In 2006, Dalton McGuinty punched students in the face with a five per cent, on average, fee increase. It was supposed to last four years, but was extended, painfully, until 2012.

During the 2011 Ontario election, the Liberals introduced a grant to help offset the burden of these fees for some students. To those of us who spent days analyzing the Liberal proposal and strategy, it was clear that they had hoped to divert some of the negative attention on their tuition policy by offering a confusing, runner-up prize.

In the same vein, the kinder, gentler Liberal party, now lead by a grandmother rather than a seemingly ageless dad, is trying to help students out.

Today, they announced that the fee increases: 5 per cent for most programs, 8 per cent for the programs where university administrators want to screw students the hardest, has been replaced with 3 per cent and 5 per cent respectively.

McGuinty’s (and now Wynne’s) fee increases were historic: they pushed Ontario’s fees to be the most expensive and they allowed for different fees to be charged to different programs. Today’s increase puts tuition on track to double under the Liberal reign alone.
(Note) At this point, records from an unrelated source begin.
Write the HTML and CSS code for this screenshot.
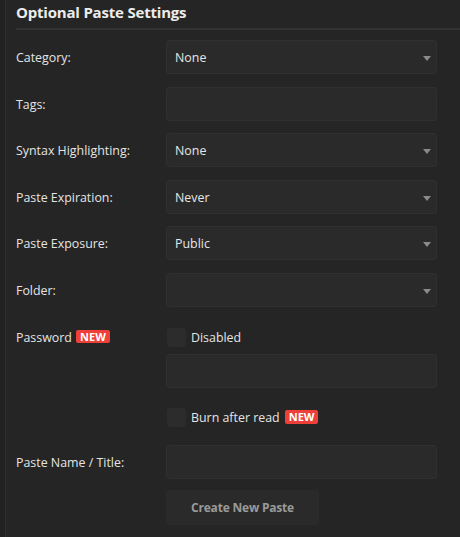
FILE: index.html
```html
<!DOCTYPE html>
<html>
<head>
<meta charset="utf-8">
<link rel="stylesheet" href="styles.css">
</head>
<body>
<div class="panel">
  <h2 class="title">Optional Paste Settings</h2>
  <div class="form">
    <div class="row">
      <label class="label">Category:</label>
      <div class="control select">None<span class="caret"></span></div>
    </div>
    <div class="row">
      <label class="label">Tags:</label>
      <div class="control"></div>
    </div>
    <div class="row">
      <label class="label">Syntax Highlighting:</label>
      <div class="control select">None<span class="caret"></span></div>
    </div>
    <div class="row">
      <label class="label">Paste Expiration:</label>
      <div class="control select">Never<span class="caret"></span></div>
    </div>
    <div class="row">
      <label class="label">Paste Exposure:</label>
      <div class="control select">Public<span class="caret"></span></div>
    </div>
    <div class="row">
      <label class="label">Folder:</label>
      <div class="control select"><span class="caret"></span></div>
    </div>
    <div class="row row-pw">
      <label class="label label-top">Password <span class="badge">NEW</span></label>
      <div class="stack">
        <div class="check"><span class="box"></span>Disabled</div>
        <div class="control pw"></div>
        <div class="check burn"><span class="box"></span>Burn after read<span class="badge">NEW</span></div>
      </div>
    </div>
    <div class="row row-name">
      <label class="label">Paste Name / Title:</label>
      <div class="control"></div>
    </div>
    <div class="row row-btn">
      <span></span>
      <button class="btn">Create New Paste</button>
    </div>
  </div>
</div>
</body>
</html>
```
FILE: styles.css
```css
html, body {
  margin: 0;
  padding: 0;
  height: 100%;
}
html { background: #222222; }
body {
  font-family: "Open Sans", "Noto Sans", sans-serif;
  font-size: 12.4px;
  color: #e4e4e4;
}
.panel {
  margin-left: 5px;
  border-left: 1px solid #2f2f2f;
  min-height: 537px;
  box-sizing: border-box;
  padding-left: 10px;
  background: #252525;
}
.title {
  margin: 0;
  padding: 1px 0 0 0;
  height: 27px;
  font-size: 15px;
  font-weight: 700;
  letter-spacing: -0.2px;
  color: #ececec;
  border-bottom: 2px solid #333333;
  line-height: 22px;
}
.form {
  padding-top: 10px;
  padding-right: 23px;
}
.row {
  display: grid;
  grid-template-columns: 150px 271px;
  align-items: center;
  margin-bottom: 12.5px;
}
.label {
  color: #e4e4e4;
  white-space: nowrap;
  padding-top: 1px;
}
.control {
  position: relative;
  height: 34px;
  box-sizing: border-box;
  border: 1px solid #303030;
  border-radius: 3px;
  background: #2a2a2a;
  padding-left: 8px;
  line-height: 33px;
  color: #e6e6e6;
}
.caret {
  position: absolute;
  right: 5px;
  top: 15px;
  width: 0;
  height: 0;
  border-left: 4px solid transparent;
  border-right: 4px solid transparent;
  border-top: 5px solid #8a8a8a;
}
.row-pw {
  align-items: start;
  margin-top: 21px;
}
.label-top {
  padding-top: 1px;
}
.badge {
  display: inline-block;
  background: #ee3f38;
  color: #ffffff;
  font-weight: 700;
  font-size: 11px;
  line-height: 13px;
  padding: 0 4px;
  border-radius: 2px;
  vertical-align: 1px;
  margin-left: 1px;
}
.stack {
  display: flex;
  flex-direction: column;
}
.check {
  display: flex;
  align-items: center;
  height: 19px;
  margin-left: 1px;
  color: #e4e4e4;
}
.check .box {
  width: 19px;
  height: 19px;
  background: #2c2c2c;
  border-radius: 3px;
  margin-right: 5px;
  flex: none;
}
.check .badge {
  margin-left: 5px;
  line-height: 14px;
  vertical-align: 0;
}
.pw {
  margin-top: 7px;
}
.burn {
  margin-top: 20px;
}
.row-name {
  margin-top: 18px;
  margin-bottom: 11px;
}
.btn {
  width: 153px;
  height: 35px;
  background: #2a2a2a;
  border: none;
  border-radius: 3px;
  color: #9a9a9a;
  font-family: "Open Sans", "Noto Sans", sans-serif;
  font-size: 12px;
  font-weight: 700;
  letter-spacing: -0.2px;
  padding: 0;
}
```
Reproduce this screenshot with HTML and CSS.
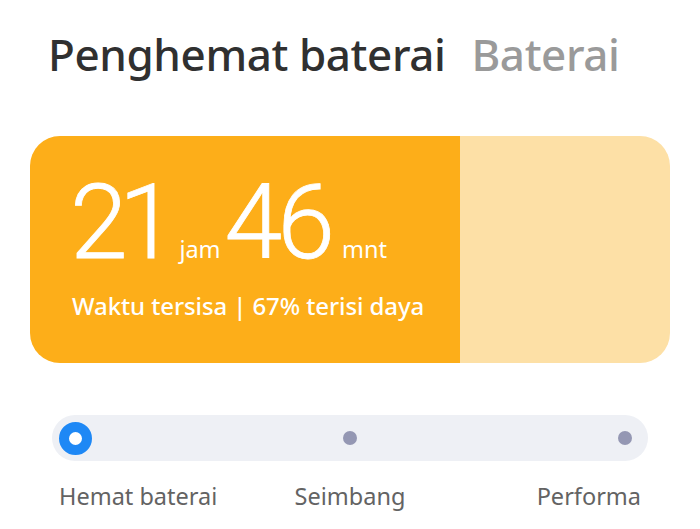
FILE: index.html
```html
<!DOCTYPE html>
<html lang="id">
<head>
<meta charset="utf-8">
<link rel="stylesheet" href="styles.css">
</head>
<body>
<header class="tabs">
  <span class="tab tab-active">Penghemat baterai</span>
  <span class="tab tab-inactive">Baterai</span>
</header>
<section class="card">
  <div class="card-fill">
    <div class="time">
      <span class="num num-first">21</span><span class="unit">jam</span><span class="num">46</span><span class="unit">mnt</span>
    </div>
    <div class="sub">Waktu tersisa | 67% terisi daya</div>
  </div>
  <div class="card-rest"></div>
</section>
<section class="mode">
  <div class="track">
    <span class="stop"><span class="knob"></span></span>
    <span class="stop"><span class="dot"></span></span>
    <span class="stop"><span class="dot"></span></span>
  </div>
  <div class="labels">
    <span class="label label-left">Hemat baterai</span>
    <span class="label label-mid">Seimbang</span>
    <span class="label label-right">Performa</span>
  </div>
</section>
</body>
</html>
```
FILE: styles.css
```css
html, body {
  margin: 0;
  padding: 0;
  background: #ffffff;
  width: 700px;
  height: 529px;
  overflow: hidden;
  font-family: "Noto Sans", Roboto, sans-serif;
}

.tabs {
  display: flex;
  align-items: baseline;
  gap: 26px;
  padding: 24px 0 0 48px;
  height: 113px;
  box-sizing: border-box;
}

.tab {
  font-size: 44px;
  font-weight: 500;
  line-height: 60px;
  letter-spacing: -0.4px;
}

.tab-active { color: #303030; }
.tab-inactive { color: #9a9a9a; }

.card {
  display: flex;
  margin: 23px 30px 0 30px;
  height: 227px;
  border-radius: 30px;
  overflow: hidden;
}

.card-fill {
  width: 430px;
  background: #fdae19;
  color: #ffffff;
  box-sizing: border-box;
  padding: 37px 0 0 42px;
}

.card-rest {
  flex: 1;
  background: #fde0a6;
}

.time {
  display: flex;
  align-items: baseline;
  height: 100px;
}

.num {
  font-family: Roboto, "Noto Sans", sans-serif;
  font-weight: 300;
  font-size: 104px;
  line-height: 100px;
  letter-spacing: -5px;
  -webkit-text-stroke: 0.8px #ffffff;
}

.num-first {
  letter-spacing: -9px;
  margin-left: -2px;
}

.unit {
  font-size: 23.5px;
  margin: 0 4px 0 12px;
}

.sub {
  margin-top: 18px;
  font-size: 24px;
  font-weight: 500;
  line-height: 30px;
  letter-spacing: -0.1px;
}

.mode {
  margin: 52px 52px 0 52px;
}

.track {
  height: 46px;
  border-radius: 23px;
  background: #eef0f5;
  display: flex;
  align-items: center;
  justify-content: space-between;
  padding: 0 6px;
}

.stop {
  width: 34px;
  height: 34px;
  display: flex;
  align-items: center;
  justify-content: center;
}

.knob {
  width: 13px;
  height: 13px;
  border-radius: 50%;
  border: 10px solid #1e88f5;
  background: #ffffff;
}

.dot {
  width: 14px;
  height: 14px;
  border-radius: 50%;
  background: #9497b3;
}

.labels {
  display: grid;
  grid-template-columns: 1fr auto 1fr;
  margin-top: 20px;
  padding: 0 7px;
}

.label {
  font-size: 23.5px;
  color: #636363;
  line-height: 30px;
}

.label-left { justify-self: start; }
.label-mid { justify-self: center; }
.label-right { justify-self: end; }
```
Now, students sitting in a second-year elective are paying a combination of a bunch of different fees for the same class. I say “a bunch” because I stopped counting at 10 different combinations, depending on the year they started, the actual year of the class, their program of study or their citizenship. Yes, added bureaucracy is necessary to keep track of these divisions. Yes, students will pay more and receive the same instruction as other students.

This was a clever idea: charge incoming students the most (because high school students don’t protest), charge engineering students the most (because they’re way too busy to protest), charge graduate students the most (because they’re too busy rocking back and forth under their desks to protest) and charge international students the most (because Jason Kenney will deport them if they protest).

For some, it has meant an increase of more than 71 per cent.

High tuition fees are the best example of the insanity of austerity. Despite the fact that people who are better educated will earn more and pay more taxes (thereby paying for the cost of their education), Kathleen Wynne and her Neoliberal crew don’t care about the facts. They care about privatization. They care about eliminating the public system by stealth so that they don’t have to pay for it.

Indeed, Liberal, Tory… you know the rest.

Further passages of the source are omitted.